What I’d tell anyone starting to DCA seriously: set this up on day one, not the year you decide to sell. Retroactively reconstructing years of scattered transaction history is far more painful than connecting your accounts as you go and letting the records build themselves.

Cold Storage Doesn’t Complicate Your Taxes — It Just Requires Good Records

If you’ve moved coins to a hardware wallet the way I described in this post on self-custody, that transfer itself isn’t taxable, but you still need to track which lots moved and when, so that a future sale from cold storage matches back to the correct original purchase price. A tool that connects to both your exchange history and your wallet addresses handles this automatically — trying to track it by hand across a spreadsheet is where most people’s records start to drift.

Talk to an Actual Professional Before You Sell Anything Meaningful

None of this replaces a conversation with a CPA, especially once the numbers involved are significant enough to matter on your return.

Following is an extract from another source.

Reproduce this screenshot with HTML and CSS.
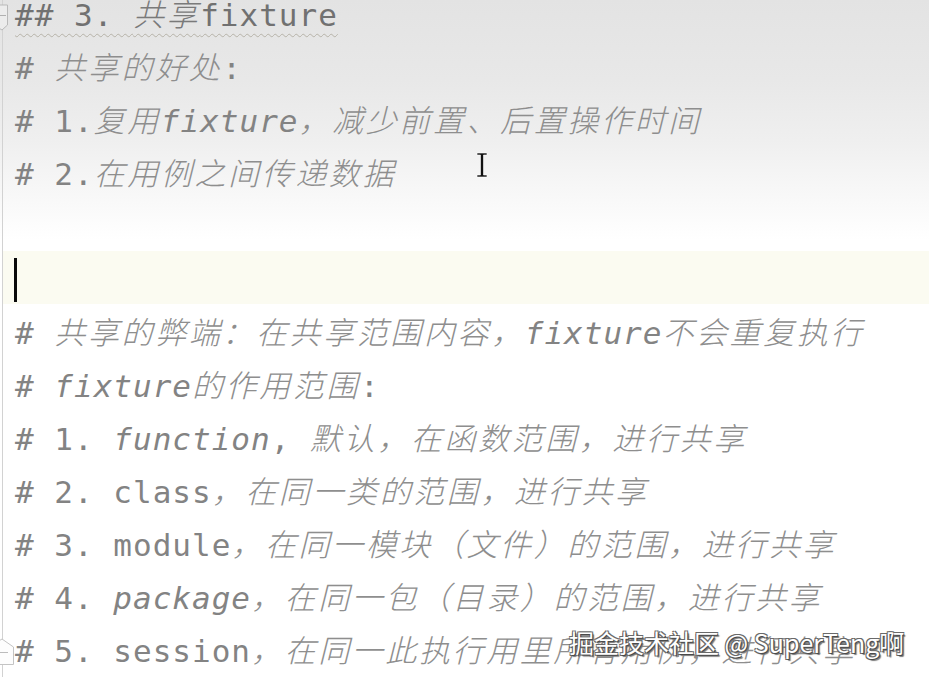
FILE: index.html
```html
<!DOCTYPE html>
<html lang="zh">
<head>
<meta charset="utf-8">
<title>fixture</title>
<link rel="stylesheet" href="styles.css">
</head>
<body>
<div class="editor">
  <div class="gutter"></div>
  <div class="code">
    <div class="line head"><span class="wavy">## 3. <span class="zh">共享</span>fixture</span></div>
    <div class="line"># <span class="zh">共享的好处</span>:</div>
    <div class="line"># 1.<span class="zh">复用</span><i>fixture</i><span class="zh">，减少前置、后置操作时间</span></div>
    <div class="line"># 2.<span class="zh">在用例之间传递数据</span></div>
    <div class="line"></div>
    <div class="line current"><span class="caret"></span></div>
    <div class="line"># <span class="zh">共享的弊端：在共享范围内容，</span><i>fixture</i><span class="zh">不会重复执行</span></div>
    <div class="line"># <i>fixture</i><span class="zh">的作用范围</span>:</div>
    <div class="line"># 1. <i>function</i>, <span class="zh">默认，在函数范围，进行共享</span></div>
    <div class="line"># 2. class<span class="zh">，在同一类的范围，进行共享</span></div>
    <div class="line"># 3. module<span class="zh">，在同一模块（文件）的范围，进行共享</span></div>
    <div class="line"># 4. <i>package</i><span class="zh">，在同一包（目录）的范围，进行共享</span></div>
    <div class="line"># 5. session<span class="zh">，在同一此执行用里所有用例，进行共享</span></div>
  </div>
</div>

<svg class="fold fold-top" width="14" height="34" viewBox="0 0 14 34">
  <path d="M-6 5 H7.5 V25 L2 30 L-6 25 Z" fill="#ececec" stroke="#b9b9b9" stroke-width="1"/>
  <path d="M-2 15.5 H6" stroke="#b0b0b0" stroke-width="1"/>
</svg>
<svg class="fold fold-bottom" width="16" height="30" viewBox="0 0 16 30">
  <path d="M-6 6 L2 1 L13.5 9 V26.5 H-6 Z" fill="#fdfdfd" stroke="#c4c4c4" stroke-width="1"/>
  <path d="M-2 14.5 H8" stroke="#bcbcbc" stroke-width="1"/>
</svg>

<svg class="ibeam" width="12" height="27" viewBox="0 0 12 27">
  <path d="M1 1 H11 V3 H7.5 V23 H11 V25 H1 V23 H4.5 V3 H1 Z" fill="#111" stroke="#fff" stroke-width="0.6"/>
</svg>

<div class="watermark">掘金技术社区 @ SuperTeng啊</div>
</body>
</html>
```

FILE: styles.css
```css
html, body {
  margin: 0;
  padding: 0;
}

body {
  width: 929px;
  height: 677px;
  overflow: hidden;
  position: relative;
  background: linear-gradient(to bottom, #e3e3e3 0px, #e8e8e8 80px, #efefef 140px, #f8f8f8 195px, #ffffff 240px);
  font-family: "DejaVu Sans Mono", "Liberation Mono", "Noto Sans CJK SC", monospace;
}

.editor {
  display: flex;
  height: 100%;
}

.gutter {
  width: 2px;
  flex: none;
  border-right: 1px solid #d2d2d2;
}

.code {
  flex: 1;
  margin-top: -14px;
}

.line {
  height: 53px;
  line-height: 53px;
  padding-left: 12px;
  white-space: pre;
  font-size: 31px;
  letter-spacing: 1px;
  color: #838383;
}

.line i {
  font-style: italic;
}

.zh {
  font-family: "Noto Sans CJK SC", sans-serif;
  font-style: italic;
  letter-spacing: 2.6px;
  color: #8e8e8e;
  font-weight: 300;
}

.head {
  color: #717171;
}

.head .zh {
  color: #7a7a7a;
}

.wavy {
  text-decoration: underline wavy #b6b2a8;
  text-decoration-thickness: 1px;
  text-underline-offset: 7px;
}

.current {
  background: #fbfbf1;
}

.caret {
  display: inline-block;
  width: 3px;
  height: 44px;
  background: #0a0a0a;
  vertical-align: middle;
  margin-left: -1px;
}

.fold {
  position: absolute;
  left: 0;
}

.fold-top {
  top: 0;
}

.fold-bottom {
  top: 638px;
}

.ibeam {
  position: absolute;
  left: 476px;
  top: 152px;
}

.watermark {
  position: absolute;
  left: 569px;
  top: 624px;
  font-family: "Noto Sans CJK SC", sans-serif;
  font-size: 25px;
  line-height: 36px;
  color: #ffffff;
  white-space: nowrap;
  text-shadow: 1px 1px 0 #4a4a4a, -1px -1px 0 #6a6a6a, 1px -1px 0 #6a6a6a, -1px 1px 0 #6a6a6a, 2px 2px 1px #777;
}
```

What good record-keeping does is make that conversation cheap and fast instead of expensive and slow, because you’re handing your accountant clean, reconciled numbers instead of asking them to detective-work your history from six sources. Get the records right as you go, and tax season stops being something to dread.

The Earlier You Set This Up, The Less It Costs You

Every year you wait to organize your crypto records is another year of transaction history that has to get reconstructed retroactively instead of tracked as it happens. If you’re actively DCA-ing the way I described in this post, the number of individual transactions you’re generating only grows over time. There’s no version of this that gets easier by waiting — connect your accounts to a tracking tool now, and let next year’s version of you thank this year’s version for not leaving it until the week before filing.